Zients, pronounced zye-ents, will provide short-term advice, assessments and recommendations to a Department of Health and Human Services team said to be working 24-7 to fix the HealthCare.gov website. Administration officials, from Obama on down, had promoted the site as the first stop for uninsured people in 36 states trying to figure out what coverage they can afford. Many people have reported having trouble using the site and the administration is now urging people to try signing up by telephone, mail or in person.
Zients has led some of the country’s top management firms, advising companies worldwide.
He joined the administration in 2009 as deputy director of the Office of Management and Budget and the nation’s first chief performance officer. He also served two stints as OMB’s acting director, and led an effort to streamline government by selling off unused or underused real estate to save money. The effort stalled in Congress.
He was acting OMB director from January 2012 through April 2013, when the Senate confirmed Sylvia Mathews Burwell as director.
The 46-year-old Zients, who lives in Washington with his wife and four children, is well-respected and liked inside the White House.
“I think that’s why he’s continually being handed tough jobs,” said Kenneth Baer, who was a senior adviser to Zients at the budget office.
Zients grew up in the Washington area and spent his career in business before agreeing to work for Obama. That two decades of experience allowed him to bring a different perspective to government and how it should be run, Baer says.
“He’s not going to be looking under the hood and tell you, ‘I can fix the coding, I can fix it,'” Baer said of Zients’ newest assignment. “His skill is going to be how to identify challenges, prioritize what solutions need to be done next, assessing what talent is already available and then how to motivate them to do that job as quickly and as ably as possible.”
Aneesh Chopra, who was Obama’s chief technology officer, said Zients’s track record amounts to “a relentless focus on execution.”
“If I was confident this issue would be resolved before his participation, I am doubly so now,” said Chopra, who worked for Zients at the Advisory Board Co., one of two business advisory firms where Zients held top posts.

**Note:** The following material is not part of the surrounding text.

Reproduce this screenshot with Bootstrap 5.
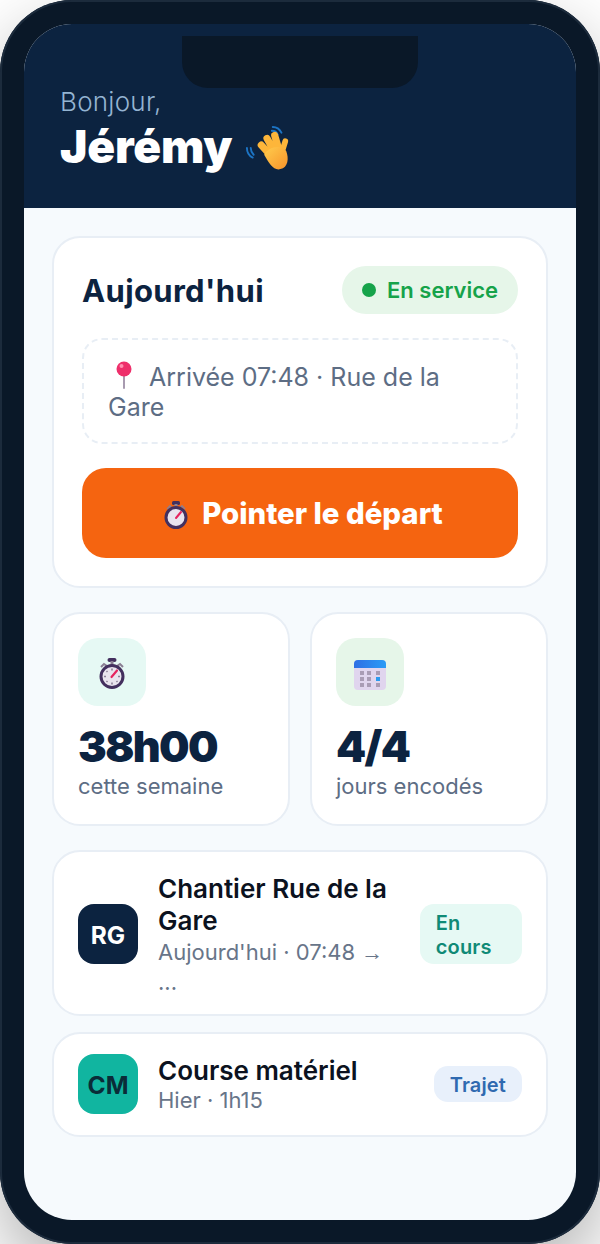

In 2009, after far more drivers than anticipated signed up for the Cash for Clunkers program and the federal website created to process rebates of up to $4,500 per new car kept crashing under the weight of the demand, Zients helped smooth things out.
He played a similar role following the rocky rollout of a new GI Bill for veterans of the wars in Iraq and Afghanistan. The program had become so bogged down that the Veterans Affairs Department began to issue $3,000 advance checks to thousands of veterans who needed help covering expenses until their claims could be processed. At one point, Zients, Chopra and Vivek Kundra, then the chief technology officer, flew to a VA processing center in St. Louis to size up the problems.
Before Zients joined the administration, he was chief executive officer and chairman of the Advisory Board Co., and chairman of the Corporate Executive Board. Zients also founded Portfolio Logic, an investment firm that focused on business and health care service companies.